Electric field-induced colossal electroresistance and its relaxation in multiferroic La2NiMnO6

TL;DR

This study investigates electric field-induced resistivity switching and relaxation in multiferroic La2NiMnO6, revealing abrupt resistivity changes, threshold behaviors, and the role of self-heating and intrinsic mechanisms in nonlinear electrical transport.

Contribution

It demonstrates electric field-induced colossal electroresistance and relaxation phenomena in La2NiMnO6, highlighting the roles of self-heating and intrinsic effects beyond Joule heating in resistivity switching.

Findings

Resistivity switches abruptly at a threshold electric field.

The threshold electric field increases exponentially with decreasing temperature.
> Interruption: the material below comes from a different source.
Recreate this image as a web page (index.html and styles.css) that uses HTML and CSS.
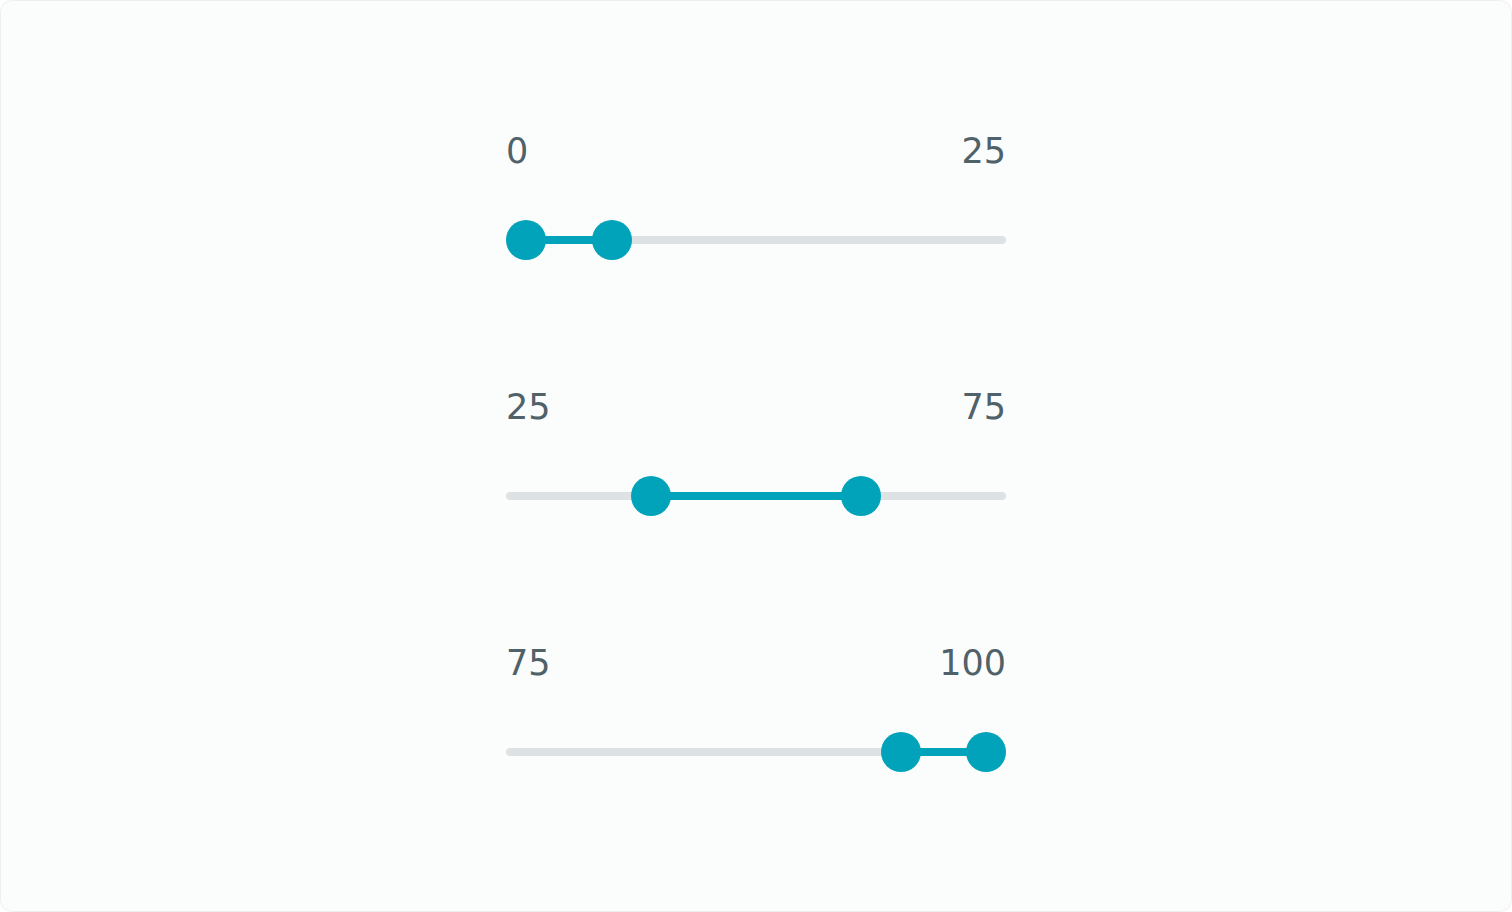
FILE: index.html
```html
<!DOCTYPE html>
<html lang="en">
<head>
<meta charset="utf-8">
<title>Range sliders</title>
<link rel="stylesheet" href="styles.css">
</head>
<body>
<main class="frame">
  <div class="sliders">
    <section class="range">
      <div class="range-labels"><span>0</span><span>25</span></div>
      <div class="range-track">
        <div class="range-fill" style="--from: 0; --to: 0.187"></div>
        <span class="range-thumb" style="--pos: 0"></span>
        <span class="range-thumb" style="--pos: 0.187"></span>
      </div>
    </section>
    <section class="range">
      <div class="range-labels"><span>25</span><span>75</span></div>
      <div class="range-track">
        <div class="range-fill" style="--from: 0.272; --to: 0.728"></div>
        <span class="range-thumb" style="--pos: 0.272"></span>
        <span class="range-thumb" style="--pos: 0.728"></span>
      </div>
    </section>
    <section class="range">
      <div class="range-labels"><span>75</span><span>100</span></div>
      <div class="range-track">
        <div class="range-fill" style="--from: 0.815; --to: 1"></div>
        <span class="range-thumb" style="--pos: 0.815"></span>
        <span class="range-thumb" style="--pos: 1"></span>
      </div>
    </section>
  </div>
</main>
</body>
</html>
```
FILE: styles.css
```css
* {
  box-sizing: border-box;
}

html,
body {
  margin: 0;
  background: #ffffff;
}

.frame {
  height: 912px;
  border: 1px solid #efefef;
  border-radius: 12px;
  background: #fbfcfc;
  display: flex;
  justify-content: center;
  padding-top: 131px;
  font-family: "DejaVu Sans", Verdana, sans-serif;
}

.sliders {
  width: 500px;
  display: flex;
  flex-direction: column;
  gap: 128px;
}

.range {
  display: flex;
  flex-direction: column;
  gap: 48px;
}

.range-labels {
  display: flex;
  justify-content: space-between;
  font-size: 35px;
  line-height: 38px;
  height: 40px;
  color: #4f6169;
}

/* track: 8px rail centred in a 40px row; thumbs travel inside it */
.range-track {
  position: relative;
  height: 40px;
}

.range-track::before {
  content: "";
  position: absolute;
  left: 0;
  right: 0;
  top: 16px;
  height: 8px;
  border-radius: 4px;
  background: #dde2e4;
}

.range-fill {
  position: absolute;
  top: 16px;
  height: 8px;
  left: calc(20px + var(--from) * (100% - 40px));
  width: calc((var(--to) - var(--from)) * (100% - 40px));
  background: #00a3b9;
}

.range-thumb {
  position: absolute;
  top: 0;
  left: calc(var(--pos) * (100% - 40px));
  width: 40px;
  height: 40px;
  border-radius: 50%;
  background: #00a3b9;
}
```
Nonlinear conduction persists under pulsed voltages, indicating intrinsic mechanisms.

Abstract

In this work, we report direct as well as pulsed electric field-induced resistivity switching and its relaxation in a multiferroic insulator La2NiMnO6. At a fixed base temperature (Tb), the dc resistivity switches abruptly from a high to a low value, which is manifested as an upward jump in the dc current density (J) when the electric field (E) exceeds a threshold value Eth. The fractional change in the resistance is as much as 70 % at room temperature for Eth = 95 V/cm. The Eth increases with lowering Tb and follows the relation Eth(Tb) = Eth(0)exp[-Tb/T0], as similar to the behavior found in charge density wave systems. It is shown that the abrupt jump in J vanishes under pulsed electric fields if the period between pulses is long enough. Surprisingly, a step-like increase in J also occurs at a fixed dc electric field (Ec) and T = Tb, above a threshold waiting time (tth). The tth decreases with increasing Ec and Tb. Simultaneous measurement of surface temperature during the J-E sweep and temporal studies suggest that conductive channels are created in an insulating matrix due to the local self heating, and the coalescence of these channels above a threshold E- field or time causes the observed anomalies in J. However, the dissipated Joule power (P = Ith2R) at the transition from high to low resistive state in the sample decreases with lowering temperature, which suggests that the Joule heating is the consequence of transition from the high to low resistance state rather than itself a driving force of the non linear electrical transport. In addition, non linear J-E characteristics is also found even with a pulsed voltage sweep, which suggests that intrinsic mechanisms other than self heating is still active in this material.